I wish I could send all of you that wrote letters and sent e-mails a personal message of thanks and appreciation. Unfortunately, I do not have the extra time or secretarial assistance to make that possible… please forgive me. I do, however, want to thank each and every one of you for your help in making phone calls, sending e-mails and helping with the testimony to the legislature. I would like to recognize all of you by name for your contribution but am quite afraid I would leave someone out. Each of you know who you are and what part you played…. you share in making this bill a reality. For that, I will always remember your friendship, kindness and support.

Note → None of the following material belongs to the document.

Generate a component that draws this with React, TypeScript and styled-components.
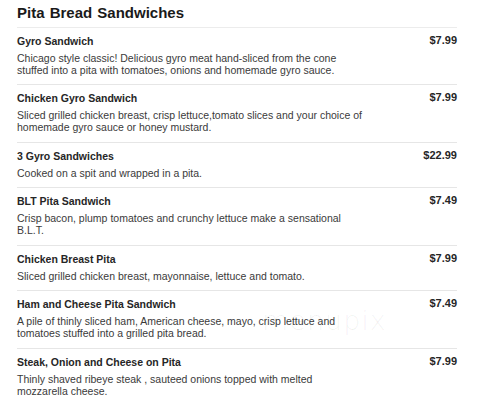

My small foundation will continue to solicit funds to help pay travel expenses to the National Grieving Seminars in Washington D.C. for spouses and children of officers killed in the line of duty. To those of you who have supported me in that effort… thank you for your generosity. Next year we are going to send a widow of an officer killed in 1979 who has never seen her husband’s name on the wall or attended the National Law Enforcement Officer Memorial Services.
Again, I sincerely thank each and every one of you for your support in this worthy endeavor.